Material for this exercise.
|---|

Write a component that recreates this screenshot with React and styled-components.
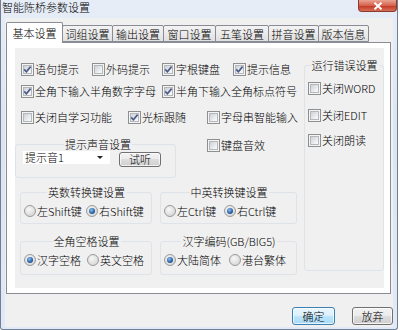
import styled, { createGlobalStyle } from 'styled-components';

const GlobalStyle = createGlobalStyle`
  html, body { margin: 0; padding: 0; background: #fff; }
  body {
    width: 400px; height: 330px; overflow: hidden;
    font-family: "Noto Sans CJK SC", "Liberation Sans", sans-serif;
    font-size: 11px; font-weight: 300; color: #000;
  }
`;

const Window = styled.div`
  width: 398px;
  height: 330px;
  box-sizing: border-box;
  display: flex;
  flex-direction: column;
  padding: 0 4px 2px 4px;
  border: 1px solid #6f7f96;
  border-top: none;
  border-radius: 0 0 3px 3px;
  background: linear-gradient(#e6edf7, #dbe5f2 40%, #e0e9f5);
`;

const TitleBar = styled.div`
  height: 18px;
  margin: 0 -4px;
  padding-left: 1px;
  display: flex;
  align-items: flex-start;
`;

const Title = styled.div`
  line-height: 14px;
  font-size: 11px;
  color: #000;
`;

const CloseBtn = styled.div`
  margin-left: auto;
  width: 39px;
  height: 12px;
  box-sizing: border-box;
  border: 1px solid #8c3a2e;
  border-top: none;
  border-radius: 0 0 4px 4px;
  background: linear-gradient(#e9a393, #d6624c 50%, #c13b26 55%, #d8705a);
  display: flex;
  align-items: center;
  justify-content: center;
`;

const Client = styled.div`
  flex: 1;
  display: flex;
  flex-direction: column;
  padding: 4px 2px 2px 1px;
  background: #f0f0f0;
`;

const TabStrip = styled.div`
  display: flex;
  align-items: flex-end;
  height: 20px;
  position: relative;
  z-index: 1;
`;

const Tab = styled.div`
  width: ${p => p.w}px;
  height: ${p => (p.active ? 21 : 17)}px;
  margin-bottom: ${p => (p.active ? -1 : 0)}px;
  margin-left: ${p => (p.first ? 0 : -1)}px;
  box-sizing: border-box;
  border: 1px solid #898c95;
  border-bottom: ${p => (p.active ? 'none' : '1px solid #898c95')};
  border-radius: 2px 2px 0 0;
  background: ${p => (p.active ? '#fff' : 'linear-gradient(#f3f3f3, #ebebeb 50%, #e0e0e0)')};
  display: flex;
  align-items: center;
  justify-content: center;
  padding-bottom: ${p => (p.active ? 1 : 0)}px;
  position: relative;
  z-index: ${p => (p.active ? 2 : 1)};
  white-space: nowrap;
`;

const Panel = styled.div`
  height: 252px;
  box-sizing: border-box;
  border: 1px solid #898c95;
  background: #fff;
  padding: 5px 6px 5px 8px;
`;

const Content = styled.div`
  height: 240px;
  background: #f0f0f0;
  display: flex;
`;

const LeftCol = styled.div`
  width: 289px;
  padding-top: 13px;
  display: flex;
  flex-direction: column;
`;

const CheckRow = styled.div`
  display: flex;
  align-items: center;
  height: 16px;
  padding-left: ${p => p.pad ?? 6}px;
  margin-top: ${p => p.gap || 0}px;
`;

const Item = styled.label`
  display: flex;
  align-items: center;
  gap: ${p => p.gap ?? 1}px;
  width: ${p => (p.w ? `${p.w}px` : 'auto')};
  height: 16px;
  white-space: nowrap;
  flex: none;
`;

const Box = styled.span`
  position: relative;
  width: 13px;
  height: 13px;
  box-sizing: border-box;
  border: 1px solid #8e8f8f;
  background: #f4f4f4;
  flex: none;
  &::before {
    content: '';
    position: absolute;
    left: 1px; top: 1px;
    width: 9px; height: 9px;
    box-sizing: border-box;
    border: 1px solid #b4b8bd;
    background: linear-gradient(135deg, #cdd1d6, #eef0f2 70%, #fafafa);
  }
  svg { position: absolute; left: 0; top: 0; }
`;

const Round = styled.span`
  position: relative;
  width: 12px;
  height: 12px;
  box-sizing: border-box;
  border-radius: 50%;
  border: 1px solid #9a9a9a;
  background: radial-gradient(circle at 40% 35%, #f8f8f8, #d8d8d8 75%);
  flex: none;
  &::after {
    content: '';
    display: ${p => (p.on ? 'block' : 'none')};
    position: absolute;
    left: 2px; top: 2px;
    width: 6px; height: 6px;
    border-radius: 50%;
    background: radial-gradient(circle at 40% 35%, #8fc2f0, #2a64a8 55%, #163f74);
  }
`;

const SoundRow = styled.div`
  display: flex;
  align-items: flex-start;
  margin-top: 12px;
`;

const Group = styled.fieldset`
  margin: 0;
  width: ${p => p.w}px;
  box-sizing: border-box;
  min-width: 0;
  border: 1px solid #dde3e8;
  border-radius: 3px;
  padding: 0 ${p => p.pr ?? 2}px ${p => p.pb ?? 4}px ${p => p.pl ?? 3}px;
  flex: none;
  legend {
    margin: 0 auto;
    padding: 0 1px;
    line-height: 14px;
    font-size: 11px;
    white-space: nowrap;
  }
`;

const SideGroup = styled(Group)`
  margin-top: 10px;
  height: 213px;
  align-self: flex-start;
`;

const ControlRow = styled.div`
  display: flex;
  align-items: flex-start;
  height: 16px;
  margin-top: ${p => p.gap || 0}px;
`;

const Combo = styled.div`
  width: 87px;
  height: 13px;
  background: #fff;
  display: flex;
  align-items: center;
  padding-left: 2px;
  box-sizing: border-box;
  line-height: 13px;
  &::after {
    content: '';
    margin-left: auto;
    margin-right: 7px;
    border-left: 3px solid transparent;
    border-right: 3px solid transparent;
    border-top: 3px solid #222;
  }
`;

const Button = styled.button`
  width: ${p => p.w}px;
  height: ${p => p.h}px;
  margin: ${p => p.m || 0};
  padding: 0;
  box-sizing: border-box;
  font-family: inherit;
  font-size: 11px;
  font-weight: 300;
  color: #000;
  border: 1px solid ${p => (p.primary ? '#3c7fb1' : '#707070')};
  border-radius: 3px;
  background: ${p => (p.primary
    ? 'linear-gradient(#eaf6fd, #d9f0fc 50%, #bee6fd 50%, #a7d9f5)'
    : 'linear-gradient(#f2f2f2, #ebebeb 50%, #dddddd 50%, #cfcfcf)')};
  box-shadow: inset 0 0 0 1px rgba(255,255,255,0.7);
  display: flex;
  align-items: center;
  justify-content: center;
  line-height: 1;
`;

const GroupRow = styled.div`
  display: flex;
  gap: 8px;
  padding-left: 5px;
  margin-top: ${p => p.gap}px;
`;

const Footer = styled.div`
  display: flex;
  justify-content: flex-end;
  gap: 17px;
  margin: 13px -2px 0 0;
`;

function Check({ label, on, w, gap }) {
  return (
    <Item w={w} gap={gap}>
      <Box>
        {on && (
          <svg width="11" height="11" viewBox="0 0 11 11">
            <path d="M2.2 5.4 L4.4 7.8 L8.6 2.6" stroke="#4a5d88" strokeWidth="1.7" fill="none" />
          </svg>
        )}
      </Box>
      <span>{label}</span>
    </Item>
  );
}

function Radio({ label, on, w }) {
  return (
    <Item w={w} gap={1}>
      <Round on={on} />
      <span>{label}</span>
    </Item>
  );
}

const tabs = [
  ['基本设置', 57],
  ['词组设置', 51],
  ['输出设置', 52],
  ['窗口设置', 53],
  ['五笔设置', 54],
  ['拼音设置', 51],
  ['版本信息', 51],
];

export default function App() {
  return (
    <>
      <GlobalStyle />
      <Window>
        <TitleBar>
          <Title>智能陈桥参数设置</Title>
          <CloseBtn>
            <svg width="10" height="8" viewBox="0 0 10 8">
              <path d="M1.5 0.8 L8.5 7.2 M8.5 0.8 L1.5 7.2" stroke="#fff" strokeWidth="2" />
            </svg>
          </CloseBtn>
        </TitleBar>
        <Client>
          <TabStrip>
            {tabs.map(([t, w], i) => (
              <Tab key={t} w={w} first={i === 0} active={i === 0}>{t}</Tab>
            ))}
          </TabStrip>
          <Panel>
            <Content>
              <LeftCol>
                <CheckRow>
                  <Check label="语句提示" on w={71} />
                  <Check label="外码提示" w={70} />
                  <Check label="字根键盘" on w={71} />
                  <Check label="提示信息" on />
                </CheckRow>
                <CheckRow gap={6}>
                  <Check label="全角下输入半角数字字母" on w={141} />
                  <Check label="半角下输入全角标点符号" on />
                </CheckRow>
                <CheckRow gap={10}>
                  <Check label="关闭自学习功能" w={107} />
                  <Check label="光标跟随" on w={79} />
                  <Check label="字母串智能输入" />
                </CheckRow>
                <SoundRow>
                  <Group w={161} pl={7} pb={10}>
                    <legend>提示声音设置</legend>
                    <ControlRow>
                      <Combo>提示音1</Combo>
                      <Button w={42} h={15} m="1px 0 0 9px">试听</Button>
                    </ControlRow>
                  </Group>
                  <CheckRow pad={31}>
                    <Check label="键盘音效" />
                  </CheckRow>
                </SoundRow>
                <GroupRow gap={7}>
                  <Group w={132} pl={3}>
                    <legend>英数转换键设置</legend>
                    <CheckRow pad={0} gap={4}>
                      <Radio label="左Shift键" w={62} />
                      <Radio label="右Shift键" on />
                    </CheckRow>
                  </Group>
                  <Group w={137} pl={3}>
                    <legend>中英转换键设置</legend>
                    <CheckRow pad={0} gap={4}>
                      <Radio label="左Ctrl键" w={60} />
                      <Radio label="右Ctrl键" on />
                    </CheckRow>
                  </Group>
                </GroupRow>
                <GroupRow gap={10}>
                  <Group w={132} pl={3} pb={6}>
                    <legend>全角空格设置</legend>
                    <CheckRow pad={0} gap={4}>
                      <Radio label="汉字空格" on w={63} />
                      <Radio label="英文空格" />
                    </CheckRow>
                  </Group>
                  <Group w={137} pl={3} pb={6}>
                    <legend>汉字编码(GB/BIG5)</legend>
                    <CheckRow pad={0} gap={4}>
                      <Radio label="大陆简体" on w={65} />
                      <Radio label="港台繁体" />
                    </CheckRow>
                  </Group>
                </GroupRow>
              </LeftCol>
              <SideGroup w={80}>
                <legend>运行错误设置</legend>
                <CheckRow pad={0} gap={8}>
                  <Check label="关闭WORD" />
                </CheckRow>
                <CheckRow pad={0} gap={11}>
                  <Check label="关闭EDIT" />
                </CheckRow>
                <CheckRow pad={0} gap={9}>
                  <Check label="关闭朗读" />
                </CheckRow>
              </SideGroup>
            </Content>
          </Panel>
          <Footer>
            <Button primary w={43} h={18}>确定</Button>
            <Button w={41} h={18}>放弃</Button>
          </Footer>
        </Client>
      </Window>
    </>
  );
}
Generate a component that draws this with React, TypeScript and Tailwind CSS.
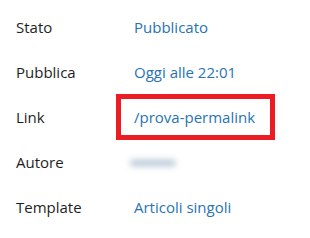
import React from "react";

const rows = [
  { label: "Stato", value: "Pubblicato" },
  { label: "Pubblica", value: "Oggi alle 22:01" },
  { label: "Link", value: "/prova-permalink", boxed: true },
  { label: "Autore", value: "", blurred: true },
  { label: "Template", value: "Articoli singoli" },
];

export default function App() {
  return (
    <div
      className="w-[310px] h-[238px] bg-white pt-[5px] px-4 text-[15px]"
      style={{ fontFamily: '"Open Sans", "Noto Sans", sans-serif' }}
    >
      {rows.map((r) => (
        <div key={r.label} className="flex items-center h-[45px]">
          <div className="w-[118px] text-[#1e1e1e]">{r.label}</div>
          <div className="relative text-[#2874b2]">
            {r.blurred ? (
              <div className="w-[46px] h-[6px] rounded-full bg-[#b3c3d4] blur-[3px] -ml-[4px]" />
            ) : (
              <span>{r.value}</span>
            )}
            {r.boxed && (
              <div className="absolute -left-[18px] -right-[20px] -top-[12px] -bottom-[11px] border-[5px] border-[#ec1c24]" />
            )}
          </div>
        </div>
      ))}
    </div>
  );
}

|---|

Requirement.
Repeat exactly the lines in the entries from the one containing "Generate a component" to the final line, inclusive, and nothing beyond them; skip pictures.

Solution below.
Generate a component that draws this with React, TypeScript and Tailwind CSS.
import React from "react";

const rows = [
  { label: "Stato", value: "Pubblicato" },
  { label: "Pubblica", value: "Oggi alle 22:01" },
  { label: "Link", value: "/prova-permalink", boxed: true },
  { label: "Autore", value: "", blurred: true },
  { label: "Template", value: "Articoli singoli" },
];

export default function App() {
  return (
    <div
      className="w-[310px] h-[238px] bg-white pt-[5px] px-4 text-[15px]"
      style={{ fontFamily: '"Open Sans", "Noto Sans", sans-serif' }}
    >
      {rows.map((r) => (
        <div key={r.label} className="flex items-center h-[45px]">
          <div className="w-[118px] text-[#1e1e1e]">{r.label}</div>
          <div className="relative text-[#2874b2]">
            {r.blurred ? (
              <div className="w-[46px] h-[6px] rounded-full bg-[#b3c3d4] blur-[3px] -ml-[4px]" />
            ) : (
              <span>{r.value}</span>
            )}
            {r.boxed && (
              <div className="absolute -left-[18px] -right-[20px] -top-[12px] -bottom-[11px] border-[5px] border-[#ec1c24]" />
            )}
          </div>
        </div>
      ))}
    </div>
  );
}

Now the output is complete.